Uno dei diretti interessati, Rafael Nadal, interpellato sulla questione in passato ha naturalmente tirato l’acqua al proprio mulino definendo questa regola “un vero disastro”. Secondo il maiorchino “in luoghi umidi come il Brasile, il Cile o il Messico, dove lumidità è tantissima, questa regola è veramente dannosa. Va contro i grandi punti. Se a fine stagione guardiamo i punti migliori, tra quelli non troviamo mai un ace o un punto veloce, ma sempre degli scambi lunghi ed estenuanti. Pensate sia possibile giocare un punto molto dispendioso e dopo appena 25 secondi giocarne un altro? No, non è possibile, quindi questa norma va contro il bel tennis“.

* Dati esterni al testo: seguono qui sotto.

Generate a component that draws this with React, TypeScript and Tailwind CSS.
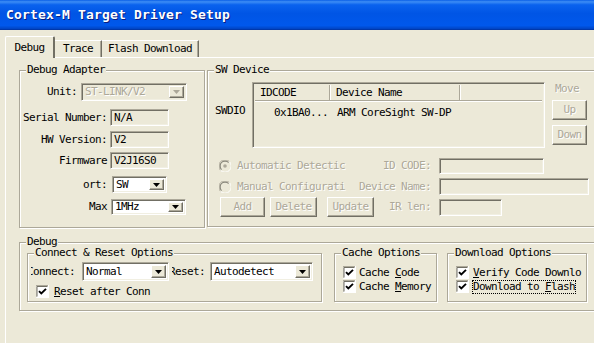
import React from "react";

const sunken =
  "border border-t-[#ACA899] border-l-[#ACA899] border-b-white border-r-white shadow-[inset_1px_1px_0_#716F64,inset_-1px_-1px_0_#F1EFE2]";
const raised =
  "border border-t-white border-l-white border-b-[#716F64] border-r-[#716F64] shadow-[inset_-1px_-1px_0_#ACA899]";
const dim = "text-[#ACA899] [text-shadow:1px_1px_0_#fff]";

function Group({ label, className, children }: { label: string; className: string; children?: React.ReactNode }) {
  return (
    <div className={`relative border border-[#ACA899] shadow-[inset_1px_1px_0_#fff,1px_1px_0_#fff] ${className}`}>
      <span className="absolute -top-[6px] left-[6px] bg-[#ECE9D8] px-[1px] leading-[10px] whitespace-nowrap">
        {label}
      </span>
      {children}
    </div>
  );
}

function Arrow({ disabled }: { disabled?: boolean }) {
  return (
    <svg width="7" height="4" viewBox="0 0 7 4">
      <path d="M0 0h7L3.5 4z" fill={disabled ? "#ACA899" : "#000"} />
    </svg>
  );
}

function Combo({ value, className, disabled }: { value: string; className: string; disabled?: boolean }) {
  return (
    <div className={`flex p-[2px] ${sunken} ${disabled ? "bg-[#ECE9D8]" : "bg-white"} ${className}`}>
      <span className={`flex-1 pl-[1px] flex items-center whitespace-nowrap ${disabled ? dim : ""}`}>{value}</span>
      <span className={`w-[15px] flex items-center justify-center bg-[#ECE9D8] ${raised}`}>
        <Arrow disabled={disabled} />
      </span>
    </div>
  );
}

function Field({ value, className }: { value?: string; className: string }) {
  return (
    <div className={`flex items-center pl-[3px] bg-[#ECE9D8] ${sunken} ${className}`}>
      <span className="whitespace-nowrap">{value}</span>
    </div>
  );
}

function Button({ label, className }: { label: string; className: string }) {
  return (
    <div className={`flex items-center justify-center bg-[#ECE9D8] ${raised} ${dim} ${className}`}>{label}</div>
  );
}

function Check() {
  return (
    <svg width="13" height="13" viewBox="0 0 13 13" className="shrink-0">
      <rect x="0" y="0" width="13" height="13" fill="#fff" />
      <path d="M0 12.5V0.5H12.5" stroke="#ACA899" fill="none" />
      <path d="M1 11.5V1.5H11.5" stroke="#716F64" fill="none" />
      <path d="M0.5 13V12.5H12.5V0" stroke="#fff" fill="none" />
      <path d="M3 6.2L5.3 8.5L10 3.8" stroke="#000" strokeWidth="1.9" fill="none" />
    </svg>
  );
}

function Radio({ on }: { on?: boolean }) {
  return (
    <svg width="12" height="12" viewBox="0 0 12 12" className="shrink-0">
      <circle cx="6" cy="6" r="5.5" fill="#ECE9D8" />
      <path d="M1.6 10.4A5.5 5.5 0 0 1 10.4 1.6" stroke="#ACA899" fill="none" />
      <path d="M2.5 9.5A4.5 4.5 0 0 1 9.5 2.5" stroke="#716F64" fill="none" />
      <path d="M10.4 1.6A5.5 5.5 0 0 1 1.6 10.4" stroke="#fff" fill="none" />
      {on && <circle cx="6" cy="6" r="1.8" fill="#ACA899" />}
    </svg>
  );
}

export default function App() {
  return (
    <div className="w-[594px] h-[343px] overflow-hidden bg-[#ECE9D8] text-black font-['DejaVu_Sans_Mono',monospace] text-[11px] tracking-[-0.62px] leading-[12px] flex flex-col">
      {/* title bar */}
      <div className="h-[30px] shrink-0 flex items-center pl-[6px] bg-[linear-gradient(to_bottom,#0A5FE6_0%,#3D8DF5_6%,#0A62EE_16%,#0055E5_45%,#0058EC_85%,#0046C8_95%,#00309C_100%)]">
        <span className="text-white font-bold text-[13px] tracking-[0.17px] [text-shadow:1px_1px_0_#0A1E80]">
          Cortex-M Target Driver Setup
        </span>
      </div>

      <div className="flex flex-1">
        <div className="w-[3px] bg-[#0058EE] shadow-[inset_-1px_0_0_#3B7CF0]" />
        <div className="flex-1 flex flex-col pl-[5px] pt-[6px]">
          {/* tabs */}
          <div className="flex items-end h-[21px]">
            <div className="relative z-10 -mb-px h-[22px] w-[50px] flex items-center justify-center bg-[#ECE9D8] border-t border-l border-white border-r-2 border-r-[#716F64] rounded-t-[2px]">
              Debug
            </div>
            <div className="h-[17px] w-[47px] flex items-center justify-center border-t border-white border-r border-r-[#716F64] shadow-[inset_-1px_0_0_#ACA899]">
              Trace
            </div>
            <div className="h-[17px] w-[97px] flex items-center justify-center border-t border-white border-r border-r-[#716F64] shadow-[inset_-1px_0_0_#ACA899]">
              Flash Download
            </div>
          </div>

          {/* panel */}
          <div className="flex-1 w-[600px] border-t border-l border-white pl-[13px] pt-[12px]">
            <div className="flex gap-[2px]">
              <Group label="Debug Adapter" className="w-[186px] h-[158px] shrink-0">
                <div className="flex flex-col">
                  <div className="mt-[12px] h-[18px] flex items-center">
                    <span className="w-[57px] text-right">Unit:</span>
                    <Combo value="ST-LINK/V2" disabled className="ml-[4px] w-[106px] h-[18px]" />
                  </div>
                  <div className="mt-[8px] h-[17px] flex items-center">
                    <span className="w-[87px] text-right">Serial Number:</span>
                    <Field value="N/A" className="ml-[3px] w-[59px] h-[17px]" />
                  </div>
                  <div className="mt-[5px] h-[17px] flex items-center">
                    <span className="w-[87px] text-right">HW Version:</span>
                    <Field value="V2" className="ml-[3px] w-[59px] h-[17px]" />
                  </div>
                  <div className="mt-[4px] h-[17px] flex items-center">
                    <span className="w-[87px] text-right">Firmware</span>
                    <Field value="V2J16S0" className="ml-[3px] w-[59px] h-[17px]" />
                  </div>
                  <div className="mt-[7px] h-[17px] flex items-center">
                    <span className="w-[87px] text-right">ort:</span>
                    <Combo value="SW" className="ml-[5px] w-[55px] h-[17px]" />
                  </div>
                  <div className="mt-[6px] h-[16px] flex items-center">
                    <span className="w-[87px] text-right">Max</span>
                    <Combo value="1MHz" className="ml-[4px] w-[75px] h-[16px]" />
                  </div>
                </div>
              </Group>

              <Group label="SW Device" className="w-[400px] h-[157px] shrink-0">
                <div className="flex mt-[11px]">
                  <span className="w-[44px] pl-[7px] pt-[23px]">SWDIO</span>
                  <div className={`w-[293px] h-[66px] flex flex-col p-[2px] bg-[#ECE9D8] ${sunken}`}>
                    <div className="flex h-[16px] border-b border-[#ACA899] shadow-[0_1px_0_#fff]">
                      <span className="w-[75px] pl-[5px] flex items-center border-r border-[#ACA899]">IDCODE</span>
                      <span className="w-[130px] pl-[6px] flex items-center border-r border-[#ACA899] shadow-[inset_1px_0_0_#fff]">
                        Device Name
                      </span>
                      <span className="flex-1 shadow-[inset_1px_0_0_#fff]" />
                    </div>
                    <div className="flex mt-[6px]">
                      <span className="w-[75px] text-right pr-[2px]">0x1BA0...</span>
                      <span className="pl-[7px]">ARM CoreSight SW-DP</span>
                    </div>
                  </div>
                  <div className="ml-[7px] w-[35px] flex flex-col">
                    <span className={`mt-[1px] pl-[3px] ${dim}`}>Move</span>
                    <Button label="Up" className="mt-[5px] h-[20px]" />
                    <Button label="Down" className="mt-[5px] h-[20px]" />
                  </div>
                </div>

                <div className="mt-[10px] h-[16px] flex items-center">
                  <div className="w-[147px] pl-[11px] flex items-center">
                    <Radio on />
                    <span className={`ml-[6px] whitespace-nowrap ${dim}`}>Automatic Detectic</span>
                  </div>
                  <span className={`w-[76px] text-right ${dim}`}>ID CODE:</span>
                  <Field className="ml-[8px] w-[105px] h-[16px]" />
                </div>
                <div className="mt-[4px] h-[17px] flex items-center">
                  <div className="w-[147px] pl-[11px] flex items-center">
                    <Radio />
                    <span className={`ml-[6px] whitespace-nowrap ${dim}`}>Manual Configurati</span>
                  </div>
                  <span className={`w-[76px] text-right whitespace-nowrap ${dim}`}>Device Name:</span>
                  <Field className="ml-[8px] w-[150px] h-[17px]" />
                </div>
                <div className="mt-[2px] h-[20px] flex items-center">
                  <div className="w-[181px] pl-[12px] flex h-[20px]">
                    <Button label="Add" className="w-[45px]" />
                    <Button label="Delete" className="ml-[5px] w-[47px]" />
                    <Button label="Update" className="ml-[10px] w-[47px]" />
                  </div>
                  <span className={`w-[42px] text-right whitespace-nowrap ${dim}`}>IR len:</span>
                  <Field className="ml-[8px] w-[63px] h-[17px]" />
                </div>
              </Group>
            </div>

            <Group label="Debug" className="mt-[14px] w-[590px] h-[69px]">
              <div className="flex pl-[7px] pt-[10px]">
                <Group label="Connect & Reset Options" className="w-[295px] h-[49px] shrink-0">
                  <div className="mt-[8px] h-[19px] flex items-center">
                    <div className="ml-[3px] w-[51px] pr-[7px] overflow-hidden flex justify-end whitespace-nowrap">
                      <span className="shrink-0">Connect:</span>
                    </div>
                    <Combo value="Normal" className="w-[87px] h-[19px]" />
                    <div className="ml-[3px] w-[38px] pr-[5px] overflow-hidden flex justify-end whitespace-nowrap">
                      <span className="shrink-0">Reset:</span>
                    </div>
                    <Combo value="Autodetect" className="w-[103px] h-[19px]" />
                  </div>
                  <div className="mt-[4px] h-[13px] pl-[8px] flex items-center">
                    <Check />
                    <span className="ml-[5px] whitespace-nowrap">
                      <u>R</u>eset after Conn
                    </span>
                  </div>
                </Group>

                <Group label="Cache Options" className="ml-[12px] w-[103px] h-[49px] shrink-0">
                  <div className="mt-[12px] h-[13px] pl-[8px] flex items-center">
                    <Check />
                    <span className="ml-[3px] whitespace-nowrap">
                      Cache <u>C</u>ode
                    </span>
                  </div>
                  <div className="mt-[1px] h-[13px] pl-[8px] flex items-center">
                    <Check />
                    <span className="ml-[3px] whitespace-nowrap">
                      Cache <u>M</u>emory
                    </span>
                  </div>
                </Group>

                <Group label="Download Options" className="ml-[10px] w-[140px] h-[49px] shrink-0">
                  <div className="mt-[12px] h-[13px] pl-[8px] flex items-center">
                    <Check />
                    <span className="ml-[4px] whitespace-nowrap">
                      <u>V</u>erify Code Downlo
                    </span>
                  </div>
                  <div className="mt-[1px] h-[13px] pl-[8px] flex items-center">
                    <Check />
                    <span className="ml-[4px] whitespace-nowrap outline-1 outline-dotted outline-black">
                      Download to <u>F</u>lash
                    </span>
                  </div>
                </Group>
              </div>
            </Group>
          </div>
        </div>
      </div>
    </div>
  );
}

Per contro, lo svizzero Federer, dopo lo sfogo di Rosol ha chiarito come sia “importante giocare più velocemente e rispettare il tempo limite di 20 secondi per servire. Altrimenti rischiamo di perdere telespettatori a causa della lentezza del gioco che così diventa noioso”.
L’iperidrotico Gael Monfils.
Ma il più saggio è stato sicuramente Gael Monfils, vittima di sanzione per time violation lo scorso anno e ripreso dalla stampa mondiale per la giustificazione data all’arbitro dopo la violazione dei 25 secondi in un torneo Atp: “Sono nero perciò sudo tanto”. Ebbene per il francese sarebbe solo una questione di abitudine: “A me in fondo fa piacere, io chiedo molto al mio fisico, e non credo ci siano tanti giocatori che come me sarebbero capaci di tornare a servire in 10 secondi. È un vantaggio per me. Credo però che l’arbitro debba giudicare se il giocatore sta prendendo tempo perché è stanco, o per colpa del raccattapalle, prima di sanzionarlo.

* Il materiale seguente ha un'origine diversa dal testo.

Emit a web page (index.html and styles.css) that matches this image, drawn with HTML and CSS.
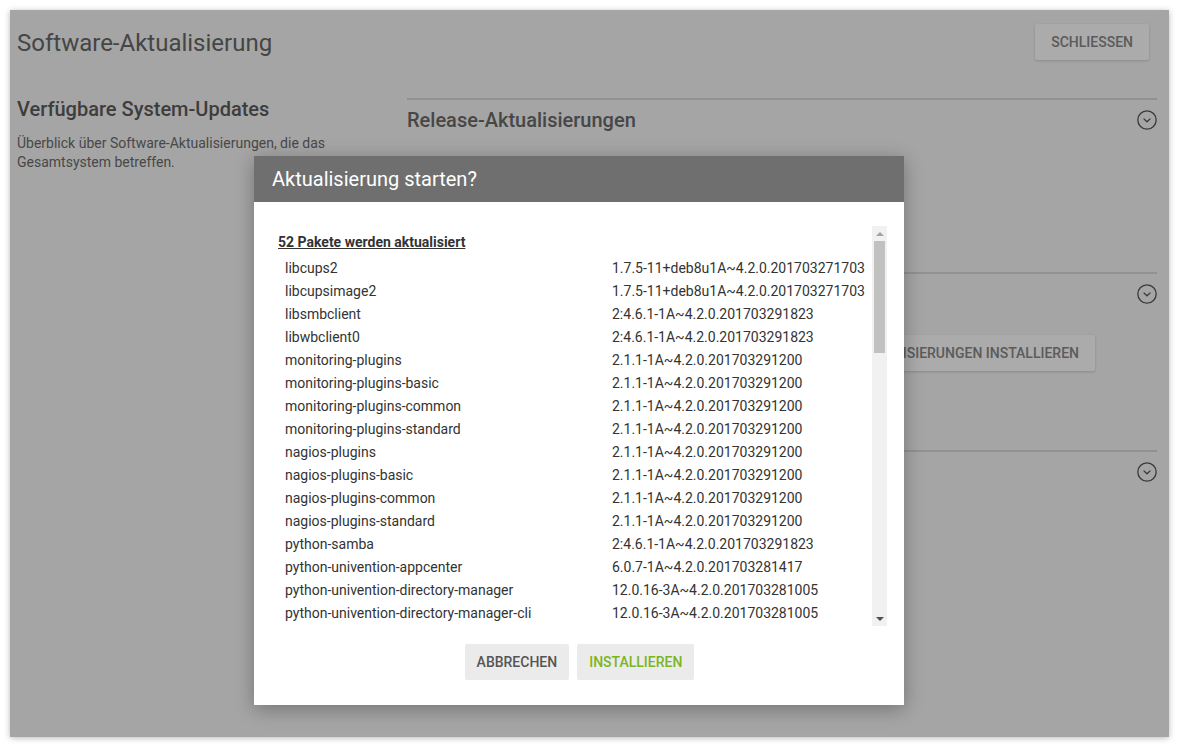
FILE: index.html
```html
<!DOCTYPE html>
<html lang="de">
<head>
<meta charset="utf-8">
<title>Software-Aktualisierung</title>
<link rel="stylesheet" href="styles.css">
</head>
<body>
<div class="card">
  <div class="card-inner">
    <header class="page-header">
      <h1 class="page-title">Software-Aktualisierung</h1>
      <button class="btn btn-raised">Schließen</button>
    </header>
    <main class="main">
      <aside class="intro">
        <h2 class="intro-title">Verfügbare System-Updates</h2>
        <p class="intro-text">Überblick über Software-Aktualisierungen, die das Gesamtsystem betreffen.</p>
      </aside>
      <div class="sections">
        <section class="section section-release">
          <div class="section-head">
            <h3 class="section-title">Release-Aktualisierungen</h3>
            <svg class="chev" width="20" height="20" viewBox="0 0 20 20"><circle cx="10" cy="10" r="9.2" fill="none" stroke="#555" stroke-width="1.3"/><polyline points="6.6,8.6 10,11.8 13.4,8.6" fill="none" stroke="#555" stroke-width="1.3"/></svg>
          </div>
          <div class="section-body">
            <p class="section-text">Das System ist auf dem aktuellen Stand.</p>
          </div>
        </section>
        <section class="section section-packages">
          <div class="section-head">
            <h3 class="section-title">Paket-Aktualisierungen</h3>
            <svg class="chev" width="20" height="20" viewBox="0 0 20 20"><circle cx="10" cy="10" r="9.2" fill="none" stroke="#555" stroke-width="1.3"/><polyline points="6.6,8.6 10,11.8 13.4,8.6" fill="none" stroke="#555" stroke-width="1.3"/></svg>
          </div>
          <div class="section-body section-body-btn">
            <button class="btn btn-raised btn-wide">Paket-Aktualisierungen installieren</button>
          </div>
        </section>
        <section class="section section-apps">
          <div class="section-head">
            <h3 class="section-title">App Center-Aktualisierungen</h3>
            <svg class="chev" width="20" height="20" viewBox="0 0 20 20"><circle cx="10" cy="10" r="9.2" fill="none" stroke="#555" stroke-width="1.3"/><polyline points="6.6,8.6 10,11.8 13.4,8.6" fill="none" stroke="#555" stroke-width="1.3"/></svg>
          </div>
        </section>
      </div>
    </main>
  </div>
  <div class="overlay"></div>
  <div class="dialog">
    <div class="dialog-head">Aktualisierung starten?</div>
    <div class="dialog-body">
      <div class="scrollbox">
        <div class="list">
          <div class="list-heading">52 Pakete werden aktualisiert</div>
          <div class="row"><span>libcups2</span><span>1.7.5-11+deb8u1A~4.2.0.201703271703</span></div>
          <div class="row"><span>libcupsimage2</span><span>1.7.5-11+deb8u1A~4.2.0.201703271703</span></div>
          <div class="row"><span>libsmbclient</span><span>2:4.6.1-1A~4.2.0.201703291823</span></div>
          <div class="row"><span>libwbclient0</span><span>2:4.6.1-1A~4.2.0.201703291823</span></div>
          <div class="row"><span>monitoring-plugins</span><span>2.1.1-1A~4.2.0.201703291200</span></div>
          <div class="row"><span>monitoring-plugins-basic</span><span>2.1.1-1A~4.2.0.201703291200</span></div>
          <div class="row"><span>monitoring-plugins-common</span><span>2.1.1-1A~4.2.0.201703291200</span></div>
          <div class="row"><span>monitoring-plugins-standard</span><span>2.1.1-1A~4.2.0.201703291200</span></div>
          <div class="row"><span>nagios-plugins</span><span>2.1.1-1A~4.2.0.201703291200</span></div>
          <div class="row"><span>nagios-plugins-basic</span><span>2.1.1-1A~4.2.0.201703291200</span></div>
          <div class="row"><span>nagios-plugins-common</span><span>2.1.1-1A~4.2.0.201703291200</span></div>
          <div class="row"><span>nagios-plugins-standard</span><span>2.1.1-1A~4.2.0.201703291200</span></div>
          <div class="row"><span>python-samba</span><span>2:4.6.1-1A~4.2.0.201703291823</span></div>
          <div class="row"><span>python-univention-appcenter</span><span>6.0.7-1A~4.2.0.201703281417</span></div>
          <div class="row"><span>python-univention-directory-manager</span><span>12.0.16-3A~4.2.0.201703281005</span></div>
          <div class="row"><span>python-univention-directory-manager-cli</span><span>12.0.16-3A~4.2.0.201703281005</span></div>
          <div class="row"><span>python-univention-directory-manager-uvmm</span><span>12.0.16-3A~4.2.0.201703281005</span></div>
          <div class="row"><span>python-univention-lib</span><span>9.0.4-2A~4.2.0.201703281103</span></div>
        </div>
        <div class="scrollbar">
          <div class="sb-btn sb-up"><span class="tri-up"></span></div>
          <div class="sb-track"><div class="sb-thumb"></div></div>
          <div class="sb-btn sb-down"><span class="tri-down"></span></div>
        </div>
      </div>
      <div class="dialog-actions">
        <button class="btn btn-flat">Abbrechen</button>
        <button class="btn btn-flat btn-primary">Installieren</button>
      </div>
    </div>
  </div>
</div>
</body>
</html>
```
FILE: styles.css
```css
* { box-sizing: border-box; }
html, body { margin: 0; padding: 0; background: #fff; }
body {
  font-family: Roboto, "Liberation Sans", sans-serif;
  width: 1179px;
  height: 747px;
  padding: 10px;
  overflow: hidden;
}
.card {
  position: relative;
  width: 1159px;
  height: 727px;
  background: #f7f7f7;
  box-shadow: 0 1px 6px rgba(0,0,0,0.28);
  overflow: hidden;
}
.card-inner { padding: 14px 12px 0 7px; }
.page-header {
  display: flex;
  justify-content: space-between;
  align-items: center;
  height: 36px;
  margin-right: 8px;
}
.page-title {
  margin: 0;
  padding-top: 2px;
  font-size: 24px;
  font-weight: 400;
  color: #686868;
  line-height: 36px;
}
.btn {
  font-family: Roboto, "Liberation Sans", sans-serif;
  font-size: 14px;
  font-weight: 500;
  text-transform: uppercase;
  border: none;
  border-radius: 2px;
  height: 36px;
  padding: 0 16px;
  cursor: pointer;
}
.btn-raised {
  background: #fff;
  color: #888;
  box-shadow: 0 1px 3px rgba(0,0,0,0.18);
}
.main {
  display: flex;
  gap: 30px;
  margin-top: 38px;
}
.intro { width: 360px; flex: none; }
.intro-title {
  margin: 0;
  font-size: 20px;
  font-weight: 500;
  color: #5c5c5c;
  line-height: 22px;
}
.intro-text {
  margin: 14px 0 0;
  font-size: 14px;
  line-height: 19px;
  color: #6c6c6c;
}
.sections { flex: 1; }
.section { border-top: 2px solid #d8d8d8; }
.section-head {
  display: flex;
  justify-content: space-between;
  align-items: center;
  height: 40px;
}
.section-title {
  margin: 0;
  font-size: 20px;
  font-weight: 500;
  color: #6a6a6a;
}
.chev { display: block; }
.section-body { height: 132px; padding-top: 40px; }
.section-text { margin: 0; font-size: 14px; color: #666; }
.section-body-btn {
  height: 136px;
  display: flex;
  justify-content: flex-end;
  align-items: flex-start;
  padding: 21px 62px 0 0;
}
.btn-wide { color: #888; }
.overlay {
  position: absolute;
  inset: 0;
  background: rgba(0,0,0,0.33);
}
.dialog {
  position: absolute;
  left: 244px;
  top: 146px;
  width: 650px;
  height: 549px;
  background: #fff;
  box-shadow: 0 4px 18px rgba(0,0,0,0.3);
  display: flex;
  flex-direction: column;
}
.dialog-head {
  height: 46px;
  flex: none;
  background: #6f6f6f;
  color: #fff;
  font-size: 20px;
  font-weight: 400;
  line-height: 46px;
  padding-left: 18px;
}
.dialog-body {
  flex: 1;
  padding: 24px 17px 0 18px;
  display: flex;
  flex-direction: column;
}
.scrollbox {
  display: flex;
  height: 400px;
  flex: none;
}
.list {
  flex: 1;
  overflow: hidden;
  padding-top: 8px;
}
.list-heading {
  padding-left: 6px;
  font-size: 14px;
  font-weight: 700;
  line-height: 16px;
  color: #333;
  text-decoration: underline;
  margin-bottom: 6px;
}
.row {
  display: grid;
  grid-template-columns: 327px 1fr;
  padding-left: 13px;
  height: 23px;
  align-items: center;
  font-size: 14px;
  color: #333;
  white-space: nowrap;
}
.scrollbar {
  width: 15px;
  flex: none;
  background: #f1f1f1;
  display: flex;
  flex-direction: column;
}
.sb-btn {
  height: 15px;
  flex: none;
  display: flex;
  align-items: center;
  justify-content: center;
}
.tri-up {
  width: 0; height: 0;
  border-left: 4px solid transparent;
  border-right: 4px solid transparent;
  border-bottom: 4px solid #a3a3a3;
}
.tri-down {
  width: 0; height: 0;
  border-left: 4px solid transparent;
  border-right: 4px solid transparent;
  border-top: 4px solid #505050;
}
.sb-track { flex: 1; padding: 0 2px; }
.sb-thumb {
  height: 112px;
  background: #c1c1c1;
}
.dialog-actions {
  display: flex;
  justify-content: center;
  gap: 8px;
  margin-top: 18px;
}
.btn-flat {
  background: #ebebeb;
  color: #555;
  padding: 0 12px;
}
.btn-primary { color: #7ab51d; }
```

Ad ogni modo, resta un nodo ancora duro da sciogliere e non sarà facile arrivare a una scelta condivisa da tutti. Intanto però, per evitare polemiche sarebbe già utile cominciare a chiarire alcuni aspetti. Per esempio stabilire con chiarezza quando deve iniziare il conteggio di questi benedetti 20 (o 25) secondi, dato che molti tennisti hanno denunciato differenti interpretazioni da parte degli arbitri.